I came across Buffon's Needle in the book Proofs from the Book by Martin Aigner and Günter M. Ziegler.
The following problem was posed in 1777 by the Comte de Buffon:
Suppose you drop a short needle on ruled paper - what is the probability that the needle comes to lie in a position where it crosses one of the lines?
The answer - surprisingly - involves $\large{\pi}$. And consequently provides a method to approximate the value of $\large{\pi}$ through Monte Carlo simulation.
A short needle means that the length of the needle $(\ell)$ must be less than the distance between the lines ($d$) - otherwise a needle can cross two lines and this changes the result to something much less clean.
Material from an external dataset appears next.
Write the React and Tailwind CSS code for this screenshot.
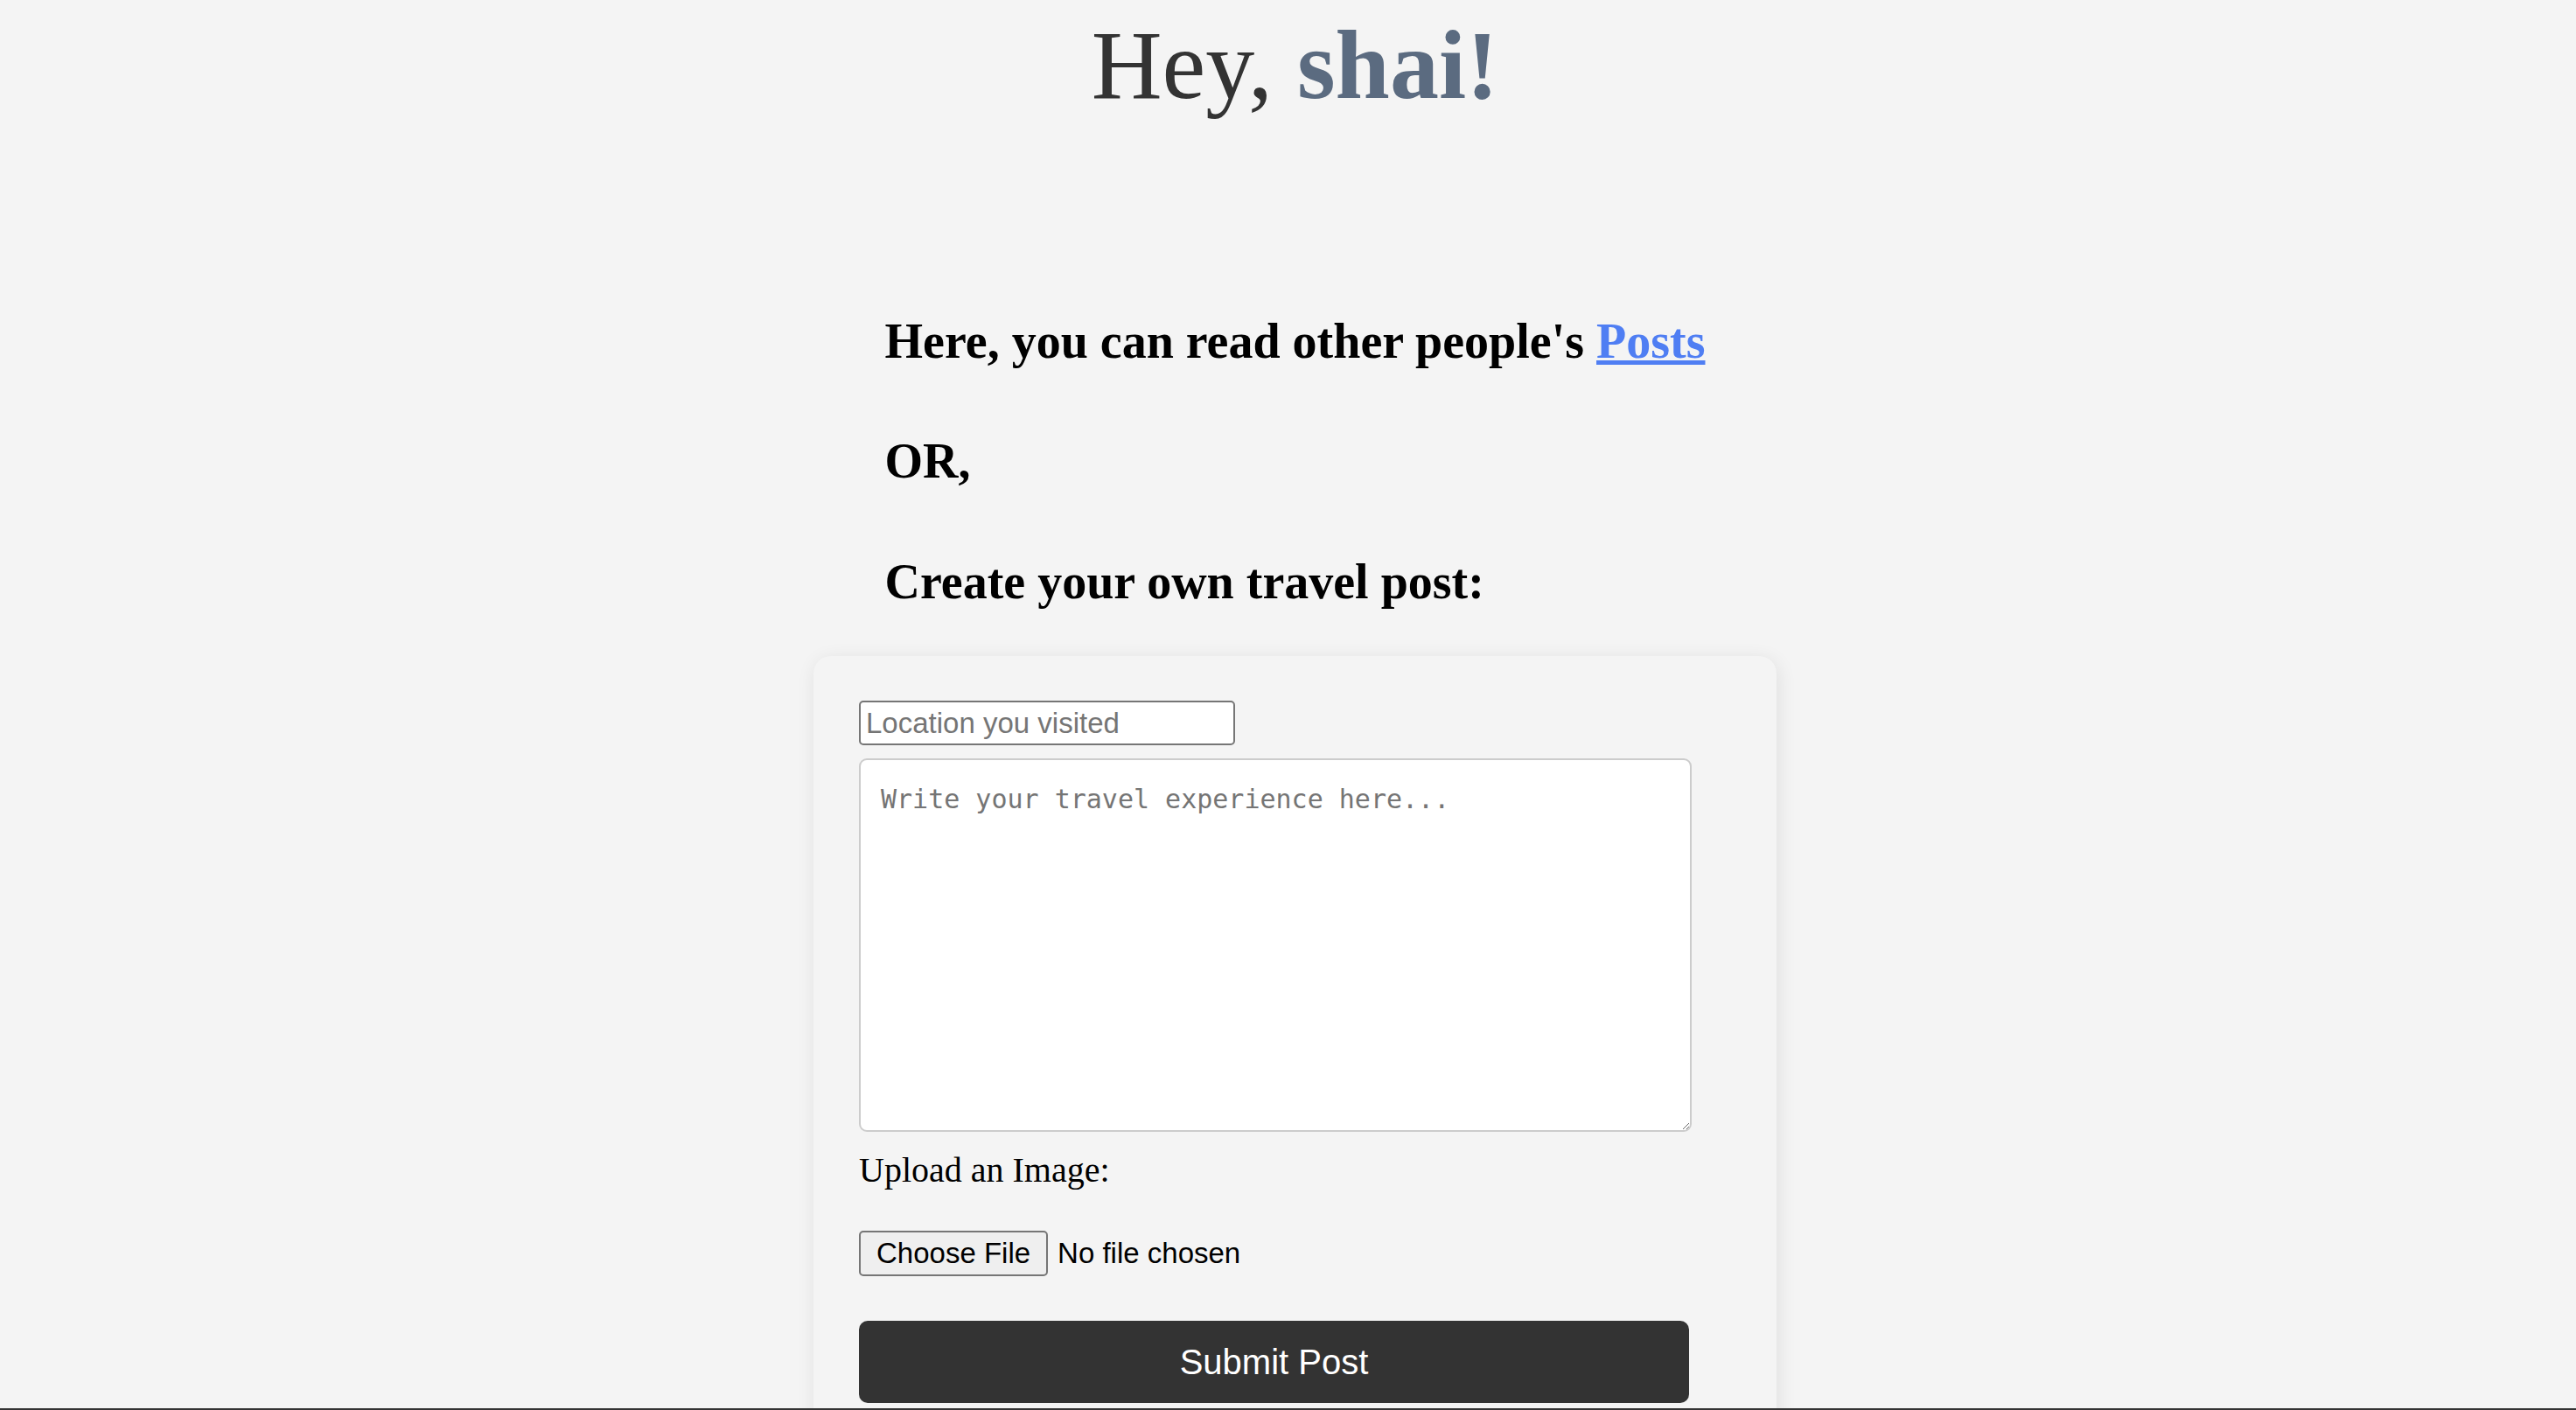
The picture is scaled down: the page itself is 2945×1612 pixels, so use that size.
import { useState } from 'react';

export default function App() {
    const [location, setLocation] = useState('');
    const [story, setStory] = useState('');

    const submit = (e) => {
        e.preventDefault();
    };

    return (
        <div className="min-h-screen bg-[#f4f4f4] pt-[18px] pl-[16px] font-['Liberation_Serif',serif] text-black">
            {/* Greeting */}
            <h1 className="text-center text-[112px] leading-none font-normal text-[#333333]">
                Hey, <span className="font-bold text-[#5b6b80]">shai!</span>
            </h1>

            {/* Intro */}
            <div className="mx-auto mt-[232px] w-fit">
                <h2 className="text-[56px] leading-none font-bold">
                    Here, you can read other people's{' '}
                    <a href="#" className="text-[#4f7ef3] underline">Posts</a>
                </h2>
                <h2 className="mt-[81px] text-[56px] leading-none font-bold">OR,</h2>
                <h2 className="mt-[82px] text-[56px] leading-none font-bold">Create your own travel post:</h2>
            </div>

            {/* Post form */}
            <form
                onSubmit={submit}
                className="mx-auto mt-[57px] flex w-[1101px] flex-col items-start rounded-[20px] bg-[#f4f4f4] px-[52px] pt-[51px] pb-[60px] shadow-[2px_4px_22px_rgba(0,0,0,0.09)]"
            >
                <input
                    type="text"
                    value={location}
                    onChange={(e) => setLocation(e.target.value)}
                    placeholder="Location you visited"
                    className="h-[51px] w-[430px] rounded-[5px] border-2 border-[#767676] bg-white px-[6px] font-['Liberation_Sans',Arial,sans-serif] text-[33px] leading-[normal] placeholder:text-[#757575]"
                />
                <textarea
                    value={story}
                    onChange={(e) => setStory(e.target.value)}
                    placeholder="Write your travel experience here..."
                    className="mt-[15px] h-[427px] w-[952px] resize rounded-[9px] border-2 border-[#cccccc] bg-white px-[23px] pt-[27px] font-['DejaVu_Sans_Mono',monospace] text-[30px] leading-[normal] placeholder:text-[#757575]"
                />
                <label className="mt-[24px] text-[40px] leading-none">Upload an Image:</label>
                <input
                    type="file"
                    className="mt-[49px] font-['Liberation_Sans',Arial,sans-serif] text-[33px] leading-[normal] text-black file:mr-[11px] file:rounded-[5px] file:border-2 file:border-solid file:border-[#767676] file:bg-[#efefef] file:px-[18px] file:py-[5px] file:text-black"
                />
                <button
                    type="submit"
                    className="mt-[51px] h-[94px] w-[949px] rounded-[10px] bg-[#333333] font-['Liberation_Sans',Arial,sans-serif] text-[40px] text-white"
                >
                    Submit Post
                </button>
            </form>

            <div className="fixed right-0 bottom-0 left-0 h-[2px] bg-[#333333]" />
        </div>
    );
}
In this short needle case, the probability that a needle comes to rest crossing one of the lines is
$$p = \dfrac{2 \ell}{d \pi} \; .$$
Given this result, an approximate value for $\pi$ would be
$$\hat \pi \approx \dfrac{2\ell}{d} \dfrac{N}{n}$$
where $N$ is the number of trials and $n$ is the number of "hits" i.e. intersections.
Let's look at a single needle.
Each needle will have it's base (lower end) between two lines at distance $y$ from the lower line. (We can ignore the case where the base of the needle lies exactly on a line as this has probability zero.) And the needle will lie at angle $\alpha$ from the horizontal. The vertical height of the needle is therefore $\ell \sin \alpha$.
So for the needle to intersect the top line requires: $\; y + \ell \sin \alpha >= d$.
$y$ is distributed uniformly from $0$ to $d$ i.e. $y \sim U(0,d)$. And $\alpha$ is distributed uniformly from $0$ to $\pi$ i.e. $\alpha \sim U(0, \pi)$. The probability density value inside those ranges is just the value that makes the area under the probability density function equal to one. E.g. $1/d \times d = 1$.
What's more, these two distributions are independant. So every point in the $2D$ space within those ranges of $y$ and $\alpha$ are equally likely. And so the joint distribution is also uniform and can be pictured as a box (or rectangular cuboid).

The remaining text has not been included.